- The Washington Times - Monday, July 16, 2001

Indyk's paradox

Yasser Arafat can't be trusted, but Israelis have to work with the Palestinian leader. The Middle East peace process should not be abandoned just because it has failed.

That paradoxical wisdom comes from Martin Indyk, who is finishing his second tour of duty as U.S. ambassador to Israel.

Mr. Indyk, in a farewell address to an Israeli think tank last week, also called on Israelis to maintain restraint in the face of Palestinian violence, according to reports from Israel.

"Don't trust Arafat," he said. "But what choice have you got? It's better to deal with Arafat and get him to stop the violence," he added.

Dismissing some Israelis who call for the removal of Mr. Arafat, he said Israel is more likely to win the support of the Hamas and Hezbollah terrorists groups than to find a "more reasonable and reliable" Palestinian leader.

Mr. Indyk also urged Israel to avoid "the sheer and visceral desire to teach the other side a lesson."

"Just because the Middle East peace process has failed doesn't mean it should be abandoned," he said.

Mr. Indyk first served in Israel from 1995 to 1997. He was reappointed in January 2000. President Bush plans to replace him with Daniel Kurtzer, now ambassador to Egypt.


Visit to Sudan

The head of the U.S. Agency for International Development is on a weeklong visit to Sudan to assess relief efforts in the 18-year-old civil war.

Andrew Natsios arrived in Sudan yesterday and is scheduled to visit the capital, Khartoum, the AID said last week in announcing his trip.

He will be the highest-ranking U.S. official to visit Sudan in 12 years, the agency said. The United States, which withdrew its diplomats in 1998, accuses Sudan of being a state sponsor of terrorism.

Mr. Natsios, who also serves as the Bush administration's special humanitarian coordinator for Sudan, will visit refugee camps in the south of the country, where rebels in the mainly Christian region have been fighting for independence from the Muslim government in the north.

"He will also examine current relief programs and efforts by the United States government and other donors to determine how current assistance programs can be improved," the AID said in a statement.

State Department spokesman Richard Boucher last week said, "The United States has been the largest donor of humanitarian assistance to Sudan during the span of the country's civil war.

"We've provided over $1 billion of assistance in the past decade and this humanitarian situation in the Sudan is of grave concern to us. It's very serious and Mr. Natsios is going out to see what we can do more."


Envoy to Saudi Arabia

President Bush has nominated a leading Texas lawyer and campaign donor to serve as ambassador to Saudi Arabia.
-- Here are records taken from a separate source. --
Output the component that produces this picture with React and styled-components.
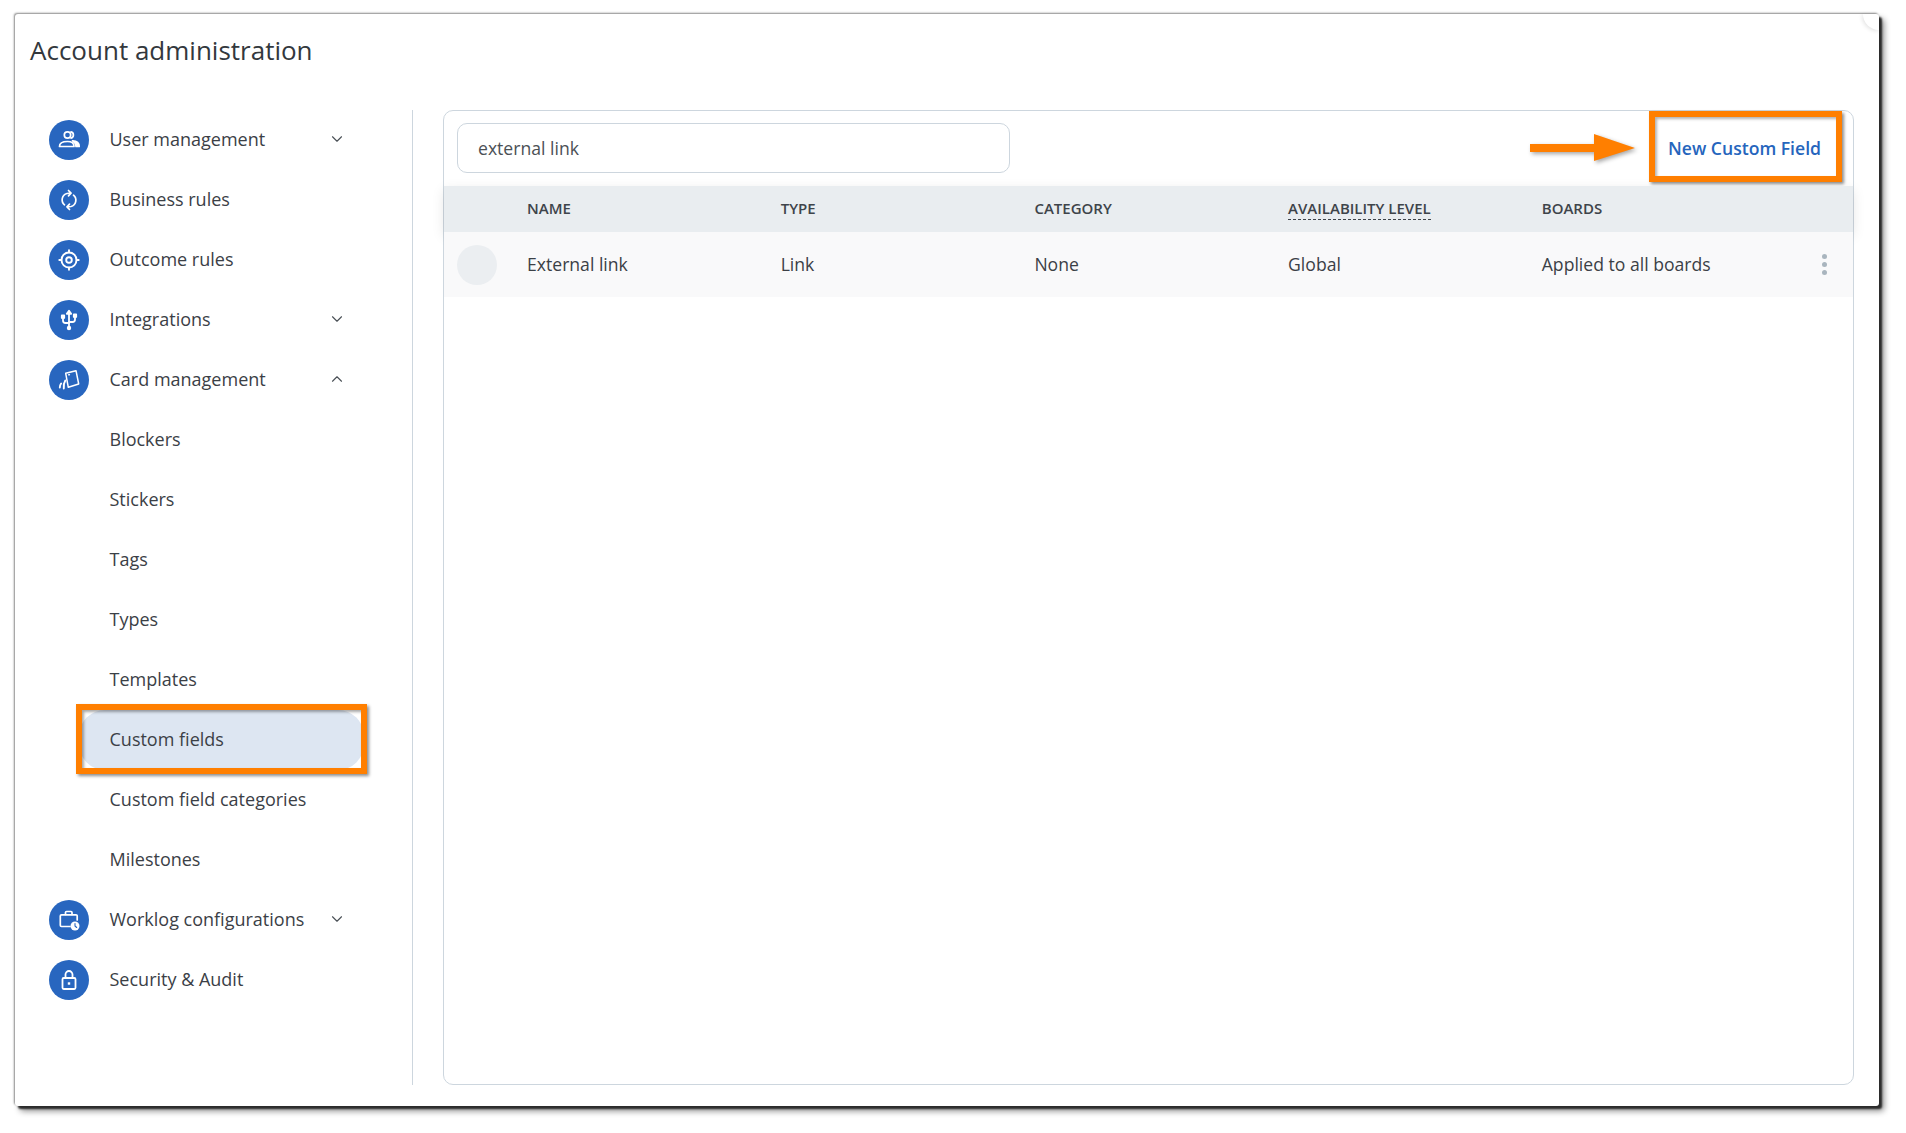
import React from "react";
import styled, { createGlobalStyle } from "styled-components";
import { ChevronDown, ChevronUp } from "lucide-react";

const GlobalStyle = createGlobalStyle`
  html, body {
    margin: 0;
    height: 100%;
    background: #fff;
    overflow: hidden;
  }
  * {
    box-sizing: border-box;
  }
  body {
    font-family: "Open Sans", "Noto Sans", sans-serif;
    color: #3b4046;
  }
`;

const Page = styled.div`
  height: 1133px;
  padding: 14px 27px 27px 15px;
`;

const Card = styled.div`
  position: relative;
  height: 1092px;
  background: #fff;
  border-radius: 3px;
  box-shadow: 3px 3px 2px #2b2b2b, 5px 5px 6px rgba(0, 0, 0, 0.45),
    -1px -1px 2px rgba(0, 0, 0, 0.45);
  padding: 19px 0 0 15px;
  &::after {
    content: "";
    position: absolute;
    top: 0;
    right: 0;
    width: 16px;
    height: 16px;
    border-bottom-left-radius: 16px;
    box-shadow: -1px 1px 4px rgba(0, 0, 0, 0.12);
  }
`;

const Title = styled.h1`
  margin: 0;
  height: 46px;
  font-size: 26px;
  line-height: 34px;
  font-weight: 400;
  color: #33383d;
`;

const Columns = styled.div`
  display: flex;
  margin-left: -15px;
  margin-top: 31px;
`;

const Sidebar = styled.nav`
  width: 398px;
  height: 975px;
  padding-left: 34px;
  border-right: 1px solid #cdd6de;
  flex-shrink: 0;
`;

const NavRow = styled.div`
  display: flex;
  align-items: center;
  height: 60px;
  font-size: 18px;
  width: 305px;
`;

const IconCircle = styled.span`
  width: 40px;
  height: 40px;
  border-radius: 50%;
  background: #2866bf;
  color: #fff;
  display: flex;
  align-items: center;
  justify-content: center;
  flex-shrink: 0;
  margin-right: 20.5px;
`;

const NavLabel = styled.span`
  flex: 1;
  margin-top: -2px;
`;

const Chevron = styled.span`
  display: flex;
  color: #4a5056;
  margin-right: 8px;
  margin-top: -2px;
`;

const SubRow = styled.div`
  position: relative;
  display: flex;
  align-items: center;
  height: 60px;
  padding-left: 60.5px;
  font-size: 18px;
`;

const ActivePill = styled.span`
  position: absolute;
  left: 30px;
  top: 0;
  width: 285px;
  height: 60px;
  border-radius: 26px;
  background: #dde6f2;
`;

const SubLabel = styled.span`
  position: relative;
  margin-top: -2px;
`;

const Callout = styled.span`
  position: absolute;
  left: 27px;
  top: -6px;
  width: 291px;
  height: 70px;
  border: 6px solid #ff7f00;
  box-shadow: 2px 2px 3px rgba(0, 0, 0, 0.45),
    inset 2px 2px 3px rgba(0, 0, 0, 0.35);
`;

const Panel = styled.section`
  width: 1411px;
  height: 975px;
  margin-left: 30px;
  border: 1px solid #cdd6de;
  border-radius: 10px;
`;

const Toolbar = styled.div`
  display: flex;
  align-items: flex-start;
  height: 75px;
  padding: 0 11px 0 13px;
`;

const SearchBox = styled.div`
  width: 553px;
  height: 50px;
  margin-top: 12px;
  padding: 0 0 1px 20px;
  display: flex;
  align-items: center;
  border: 1px solid #cdd6de;
  border-radius: 10px;
  font-size: 17.6px;
  color: #4b5055;
`;

const Arrow = styled.svg`
  margin-left: auto;
  margin-top: 23px;
  margin-right: 14px;
  overflow: visible;
  filter: drop-shadow(2px 2px 2px rgba(0, 0, 0, 0.35));
`;

const NewButton = styled.div`
  width: 193px;
  height: 71px;
  border: 6px solid #ff7f00;
  box-shadow: 2px 2px 3px rgba(0, 0, 0, 0.45),
    inset 2px 2px 3px rgba(0, 0, 0, 0.3);
  display: flex;
  align-items: center;
  justify-content: center;
  padding: 2px 2px 0 0;
  font-size: 17.6px;
  font-weight: 600;
  color: #2565bd;
  position: relative;
  background: #fff;
`;

const TableHead = styled.div`
  position: relative;
  display: grid;
  grid-template-columns: 83px repeat(5, 253.7px);
  align-items: center;
  height: 46px;
  padding-bottom: 2px;
  background: #e9edf0;
  font-size: 15px;
  font-weight: 600;
  color: #3e444a;
  box-shadow: 0 4px 12px rgba(0, 0, 0, 0.1);
`;

const HeadCell = styled.div`
  text-transform: uppercase;
`;

const Dashed = styled.span`
  border-bottom: 1px dashed #3e444a;
  padding-bottom: 1px;
`;

const TableRow = styled.div`
  position: relative;
  display: grid;
  grid-template-columns: 83px repeat(5, 253.7px);
  align-items: center;
  height: 65px;
  background: #f9f9fa;
  font-size: 17.6px;
`;

const Avatar = styled.span`
  width: 40px;
  height: 40px;
  margin-left: 13px;
  border-radius: 50%;
  background: #ebeef1;
`;

const Cell = styled.div`
  margin-top: -2px;
`;

const MoreDots = styled.span`
  position: absolute;
  right: 26px;
  top: 50%;
  margin-top: -11px;
  display: flex;
  flex-direction: column;
  gap: 3px;
  i {
    width: 5px;
    height: 5px;
    border-radius: 50%;
    background: #a9b5be;
  }
`;

const iconProps = {
  width: 24,
  height: 24,
  viewBox: "0 0 24 24",
  fill: "none",
  stroke: "currentColor",
  strokeWidth: 1.7,
  strokeLinecap: "round",
  strokeLinejoin: "round",
};

const UsersIcon = () => (
  <svg {...iconProps}>
    <circle cx="10.5" cy="7" r="3.2" />
    <path d="M14 3.9a3.2 3.2 0 0 1 0 6.2" />
    <path d="M2.5 18.5c0-3.5 3.5-5 8-5s6.500 1.500 6.500 5z" />
    <path d="M15.500 12.800c4 .2 6.700 2 6.700 5.700h-3.200c0-2.300-1.200-4.200-3.500-5.700z" fill="currentColor" />
  </svg>
);

const CycleIcon = () => (
  <svg {...iconProps}>
    <path d="M7.500 16.800A6.500 6.500 0 0 1 10 5.500l3.500-.3" />
    <path d="M11.500 2.500l2.500 2.700-2.500 2.600" />
    <path d="M16.500 7.200A6.500 6.500 0 0 1 14 18.500l-3.500.3" />
    <path d="M12.500 21.500L10 18.800l2.500-2.600" />
  </svg>
);

const TargetIcon = () => (
  <svg {...iconProps} strokeWidth="1.900">
    <circle cx="12" cy="12" r="7.500" />
    <circle cx="12" cy="12" r="2.800" />
    <path d="M12 2.300v2M12 19.700v2M2.300 12h2M19.700 12h2" />
  </svg>
);

const UsbIcon = () => (
  <svg {...iconProps} strokeWidth="1.800">
    <path d="M12 3.500v17" />
    <path d="M9.800 5.800L12 2.800l2.200 3z" fill="currentColor" />
    <circle cx="12" cy="20" r="1.300" fill="currentColor" />
    <path d="M6 10v2.500c0 1.500 1 2.500 2.500 2.500H12" />
    <path d="M18 9v2.500c0 1.500-1 2.500-2.500 2.500H12" />
    <rect x="4.800" y="7.500" width="2.400" height="2.400" fill="currentColor" />
    <rect x="16.800" y="6.500" width="2.400" height="2.400" fill="currentColor" />
  </svg>
);

const CardIcon = () => (
  <svg {...iconProps} strokeWidth="1.500">
    <path d="M8.700 5.300L19 2.700l2.700 13.300-10.400 3.300z" />
    <path d="M11.800 6.800l.6-.1" />
    <path d="M2.800 19.500c0-1.500.4-2.800 1.300-4" strokeWidth="1.900" />
    <path d="M6.800 20.500c-.4-3 .1-5.800 1.500-8" strokeWidth="1.900" />
  </svg>
);

const WorklogIcon = () => (
  <svg {...iconProps}>
    <path d="M13 18.500H4.500a1.200 1.200 0 0 1-1.200-1.200V8a1.200 1.200 0 0 1 1.200-1.200h14.500A1.200 1.200 0 0 1 20.200 8v4" />
    <path d="M8.500 6.500v-2a1 1 0 0 1 1-1h4.500a1 1 0 0 1 1 1v2" />
    <circle cx="18" cy="18" r="4.500" fill="currentColor" stroke="none" />
    <path d="M18 15.500V18l1.700 1.500" stroke="#2866bf" strokeWidth="1.100" />
  </svg>
);

const LockIcon = () => (
  <svg {...iconProps} strokeWidth="1.800">
    <rect x="5.500" y="10" width="13" height="11" rx="1.200" />
    <path d="M8.500 10V6.500a3.500 3.500 0 0 1 7 0V10" />
    <rect x="10.800" y="14.300" width="2.400" height="2.400" fill="currentColor" stroke="none" />
  </svg>
);

const NavItem = ({ icon, label, chevron }) => (
  <NavRow>
    <IconCircle>{icon}</IconCircle>
    <NavLabel>{label}</NavLabel>
    {chevron === "down" && (
      <Chevron>
        <ChevronDown size={18} strokeWidth={1.5} />
      </Chevron>
    )}
    {chevron === "up" && (
      <Chevron>
        <ChevronUp size={18} strokeWidth={1.5} />
      </Chevron>
    )}
  </NavRow>
);

const subItems = [
  "Blockers",
  "Stickers",
  "Tags",
  "Types",
  "Templates",
  "Custom fields",
  "Custom field categories",
  "Milestones",
];

const columns = ["Name", "Type", "Category", "Availability level", "Boards"];

export default function App() {
  return (
    <>
      <GlobalStyle />
      <Page>
        <Card>
          <Title>Account administration</Title>
          <Columns>
            <Sidebar>
              <NavItem icon={<UsersIcon />} label="User management" chevron="down" />
              <NavItem icon={<CycleIcon />} label="Business rules" />
              <NavItem icon={<TargetIcon />} label="Outcome rules" />
              <NavItem icon={<UsbIcon />} label="Integrations" chevron="down" />
              <NavItem icon={<CardIcon />} label="Card management" chevron="up" />
              {subItems.map((item) => (
                <SubRow key={item}>
                  {item === "Custom fields" && <ActivePill />}
                  <SubLabel>{item}</SubLabel>
                  {item === "Custom fields" && <Callout />}
                </SubRow>
              ))}
              <NavItem icon={<WorklogIcon />} label="Worklog configurations" chevron="down" />
              <NavItem icon={<LockIcon />} label="Security & Audit" />
            </Sidebar>
            <Panel>
              <Toolbar>
                <SearchBox>external link</SearchBox>
                <Arrow width="105" height="30" viewBox="0 0 105 30">
                  <path d="M0 10H64V0L105 14 64 27V18H0z" fill="#ff7f00" />
                </Arrow>
                <NewButton>New Custom Field</NewButton>
              </Toolbar>
              <TableHead>
                <span />
                {columns.map((col) => (
                  <HeadCell key={col}>
                    {col === "Availability level" ? <Dashed>{col}</Dashed> : col}
                  </HeadCell>
                ))}
              </TableHead>
              <TableRow>
                <Avatar />
                <Cell>External link</Cell>
                <Cell>Link</Cell>
                <Cell>None</Cell>
                <Cell>Global</Cell>
                <Cell>Applied to all boards</Cell>
                <MoreDots>
                  <i />
                  <i />
                  <i />
                </MoreDots>
              </TableRow>
            </Panel>
          </Columns>
        </Card>
      </Page>
    </>
  );
}
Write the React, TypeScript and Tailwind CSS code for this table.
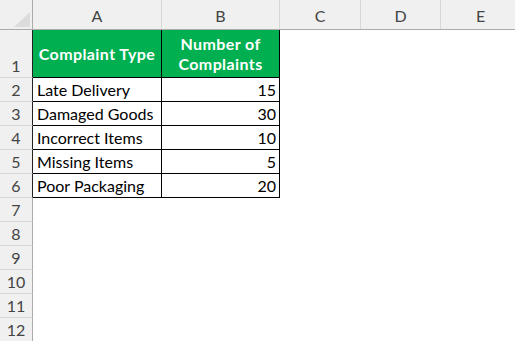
import React from "react";

const cols = [
  { key: "A", w: 129 },
  { key: "B", w: 118 },
  { key: "C", w: 81 },
  { key: "D", w: 80 },
  { key: "E", w: 80 },
];

const rows: [string, number][] = [
  ["Late Delivery", 15],
  ["Damaged Goods", 30],
  ["Incorrect Items", 10],
  ["Missing Items", 5],
  ["Poor Packaging", 20],
];

const font = { fontFamily: "Lato, 'Liberation Sans', sans-serif" };

function RowHead({ n, h, edge }: { n: number; h: string; edge?: boolean }) {
  return (
    <div
      className={`${h} w-[33px] shrink-0 bg-[#f0f0f0] border-r ${
        edge ? "border-r-[#222]" : "border-r-[#ababab]"
      } border-b border-b-[#d8d8d8] flex items-end justify-center pb-[1px] text-[16px] leading-[20px] text-[#444]`}
    >
      {n}
    </div>
  );
}

export default function App() {
  return (
    <div className="w-[515px] h-[341px] overflow-hidden bg-white" style={font}>
      {/* column headers */}
      <div className="flex h-[30px] bg-[#f0f0f0] border-b border-[#ababab]">
        <div className="w-[33px] shrink-0 border-r border-[#ababab] relative">
          <svg className="absolute left-0 top-0" width="33" height="29">
            <polygon points="14,27 30,27 30,12" fill="#dcdcdc" />
          </svg>
        </div>
        {cols.map((c) => (
          <div
            key={c.key}
            style={{ width: c.w }}
            className="shrink-0 border-r border-[#d8d8d8] flex items-end justify-center pb-[3px] text-[16px] leading-[20px] text-[#444]"
          >
            {c.key}
          </div>
        ))}
      </div>

      {/* row 1: header row of the table */}
      <div className="flex">
        <RowHead n={1} h="h-[48px]" edge />
        <div className="w-[129px] h-[48px] shrink-0 bg-[#00b050] border-b border-r border-black flex items-center justify-center text-white font-bold text-[16px] tracking-[0.4px]">
          Complaint Type
        </div>
        <div className="w-[118px] h-[48px] shrink-0 bg-[#00b050] border-b border-r border-black flex items-center justify-center text-center text-white font-bold text-[16px] leading-[20px] tracking-[0.4px]">
          Number of
          <br />
          Complaints
        </div>
      </div>

      {rows.map(([label, v], i) => (
        <div className="flex" key={label}>
          <RowHead n={i + 2} h="h-[24px]" edge />
          <div className="w-[129px] h-[24px] shrink-0 border-b border-r border-black flex items-end pl-[4px] pb-[1px] text-[16px] leading-[20px] text-black">
            {label}
          </div>
          <div className="w-[118px] h-[24px] shrink-0 border-b border-r border-black flex items-end justify-end pr-[3px] pb-[1px] text-[16px] leading-[20px] text-black">
            {v}
          </div>
        </div>
      ))}

      {[7, 8, 9, 10, 11, 12].map((n) => (
        <div className="flex" key={n}>
          <RowHead n={n} h="h-[24px]" />
        </div>
      ))}
    </div>
  );
}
Robert W. Jordan is a founding partner of Baker Botts LLP, which includes former Secretary of State James A. Baker III.

Mr. Baker and other lawyers from the firm assisted Mr. Bush in the presidential election recount in Florida.


Diplomatic traffic

Foreign visitors in Washington this week include:

Today

• Mexican President Vicente Fox, who is on a private visit.

• Wakako Hironaika, a member of the Japanese Senate, and Gwen Malanghu, a member of the South African Parliament, will discuss their countries' positions on the Kyoto climate change treaty at an 11 a.m. news conference at the National Press Club.

• Abdullah Abdullah, the foreign minister of the deposed government of Afghanistan, addresses the Middle East Institute.

Tomorrow

• Lyudmilla Karpenko, Irina Krasovskaya, Tatiana Klimova and Svetlana Zavadskaya, the wives of Belarusian officials and opposition leaders who have disappeared under the authoritarian regime of President Alexander Lukashenko, will address invited guests at Radio Free Europe/Radio Liberty.

• Pascal Lamy, a member of the European Commission, discusses trade issues at a 3 p.m. news conference at the National Press Club.

Thursday

• Former Israeli Prime Minister Ehud Barak addresses invited guests at the Washington Institute for Near East Policy.